Since Michael Tippett – convinced that he was hearing the true voice of Purcell – plucked an unknown falsettist called Alfred Deller from the choir stalls of Canterbury cathedral in 1943, to future fame and fortune, the race of modern countertenors has waxed exceedingly. Yet, in Britain at least, perhaps none of Deller's successors has proved so ubiquitously successful as a concert and stage performer and recording artist as James Bowman, nor in so vast a range of repertoire, from earliest medievalry with David Munrow to thorniest up-to-date Elisabeth Lutyens.

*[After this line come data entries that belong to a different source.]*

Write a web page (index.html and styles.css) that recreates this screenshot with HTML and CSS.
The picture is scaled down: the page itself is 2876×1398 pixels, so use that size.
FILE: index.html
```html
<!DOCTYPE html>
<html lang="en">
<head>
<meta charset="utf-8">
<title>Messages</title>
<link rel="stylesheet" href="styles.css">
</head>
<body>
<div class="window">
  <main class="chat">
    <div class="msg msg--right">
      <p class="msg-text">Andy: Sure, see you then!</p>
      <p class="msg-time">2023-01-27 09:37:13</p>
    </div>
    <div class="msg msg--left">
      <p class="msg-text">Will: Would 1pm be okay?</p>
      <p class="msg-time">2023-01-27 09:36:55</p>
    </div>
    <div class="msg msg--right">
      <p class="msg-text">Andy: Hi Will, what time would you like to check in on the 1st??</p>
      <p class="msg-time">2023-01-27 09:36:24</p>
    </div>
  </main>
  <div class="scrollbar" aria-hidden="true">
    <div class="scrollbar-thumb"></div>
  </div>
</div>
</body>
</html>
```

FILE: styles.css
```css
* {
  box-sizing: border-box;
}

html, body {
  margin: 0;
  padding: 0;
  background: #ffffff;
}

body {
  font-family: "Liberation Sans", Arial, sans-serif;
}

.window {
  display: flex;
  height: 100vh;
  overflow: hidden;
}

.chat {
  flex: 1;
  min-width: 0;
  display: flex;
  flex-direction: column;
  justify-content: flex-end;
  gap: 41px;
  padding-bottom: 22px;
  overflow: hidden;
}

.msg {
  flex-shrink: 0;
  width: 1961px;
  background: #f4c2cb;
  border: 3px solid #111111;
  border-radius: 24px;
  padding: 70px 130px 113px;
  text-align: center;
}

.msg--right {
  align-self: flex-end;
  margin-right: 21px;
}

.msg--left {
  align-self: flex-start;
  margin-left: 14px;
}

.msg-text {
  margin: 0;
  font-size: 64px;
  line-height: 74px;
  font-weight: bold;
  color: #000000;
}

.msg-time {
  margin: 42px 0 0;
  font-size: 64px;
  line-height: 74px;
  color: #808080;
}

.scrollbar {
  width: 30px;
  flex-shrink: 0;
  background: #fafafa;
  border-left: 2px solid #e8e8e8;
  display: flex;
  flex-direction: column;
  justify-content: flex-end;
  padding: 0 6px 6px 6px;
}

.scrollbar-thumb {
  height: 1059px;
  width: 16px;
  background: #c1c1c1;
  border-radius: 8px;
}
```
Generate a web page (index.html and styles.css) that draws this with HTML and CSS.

New Year's Eve at the Wigmore, featuring eight sonorous members of the King's Consort, directed from the keybord by their volatile founder, Robert King, was billed as a Bowman 60th-birthday celebration, though the effusively deferential Bowman himself seemed to regard it rather as a showcase for his fellow soloist, the radiant young soprano Carolyn Sampson, with whom there was a great deal of billing and cooing in their duets. And the programme consisted entirely of extracts from Handel operas and oratorios, with sprightly readings of the overtures to Tamerlano and Berenice opening each half.
The most immediate quality of Bowman's voice was always its burnished power, its trumpet tone compared with Deller's more plangent oboe sound. After some 35 years continuous usage, that power tends now to be concentrated not only in the middle range, but in the middle of the note, with consonant attacks and endings rather swallowed, so that diction is unfortunately no longer as unfailingly clear. Yet the artistry with which he is still able to turn his vocal resources to account was never more apparent than in the scena "Ah, si, morro", from the 1727 opera Admeto, in which the florid intensity of the character's dying falls was wonderfully matched by the feeling of King's players for Handel's yearning suspensions.
And in the duets with Sampson – the vernal "Welcome as the dawn of day" from the oratorio Samson and the outrageously bouncy "Piu amabile belta" from Giulio Cesare – Bowman proved vivacious as ever, while Sampson's mesmerisingly sustained account of the solo aria, "Se pieta di me non senti", from the same opera, framed by some eloquent violin phrasing from the leader of the King's Consort, Lucy Russell, was perhaps the hit of the evening. After a nuptial knees-up of a duet from the opera Ottone by way of encore, a packed house went home evidently well-satisfied.